The Australian reports our early childhood services sit above only Canada and Ireland on a league table of OECD countries to be published today by the United Nations' children's rights arm, UNICEF.

Using 10 benchmarks, including the amount of GDP spent on early childhood services, the availability of paid parental leave and the subsidies provided for childcare and education, the report ranks Mexico, Slovenia and Portugal higher than Australia.

Australia meets just two benchmarks, accreditation for early learning staff and the provision of subsidised childcare services for at least 25 per cent of children under three.

The report, The Child Care Transition, says poor quality care "has the potential for both immediate and long-term harm" to children, and warns that some countries provide childcare "in an ad hoc way with minimal assurances of quality".

Children in poorer homes are often hit with the "double disadvantage" of lower quality childcare and deprivation at home in terms of learning opportunities, it says.

The study also questions the safety of formal childcare in the first 12 months, saying there is "a broad consensus that childcare that is 'too early and too long' can be damaging".

"The younger the child and the longer the hours in care, the greater the risk," it says.
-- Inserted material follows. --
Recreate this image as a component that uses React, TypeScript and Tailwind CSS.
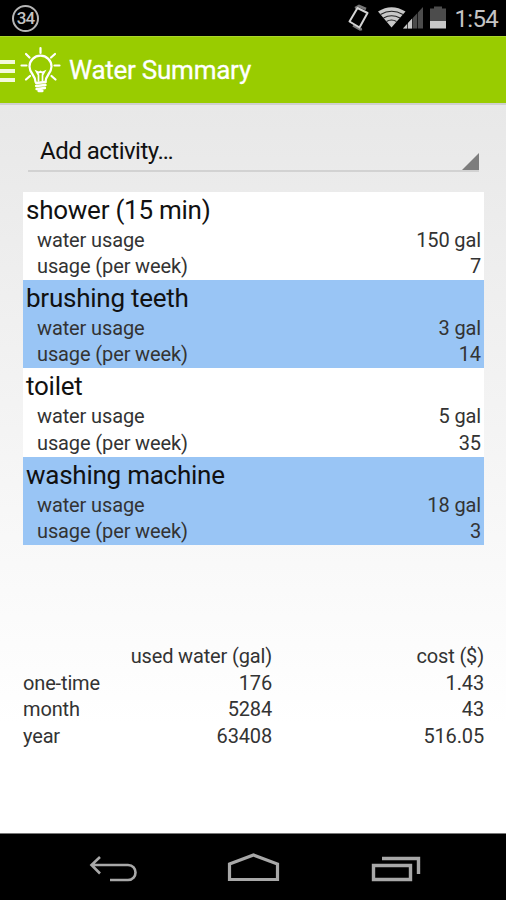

"In some instances and for some children, the long-term effects may include depression, withdrawal, inability to concentrate and other forms of mental ill-health.

"In a larger number of less obvious cases, the result is likely to be less optimal cognitive and linguistic development and under-achievement at school," it says, drawing on a range of international scientific and psychological studies.

Early childhood expert Elspeth McInnes says she isn't surprised Australia sits so low in the rankings.

"We are hampered because we treat childcare as a labour market device to allow parents to work rather than encouraging it to be a quality experience for children in its own right," says Dr McInnes, a lecturer in early childhood education at the University of South Australia.

"Other countries have become a lot more aware of the significance of brain development and the importance to it of quality experiences while children are between zero and six," she says.

"It's when we do 90 per cent of our brain development."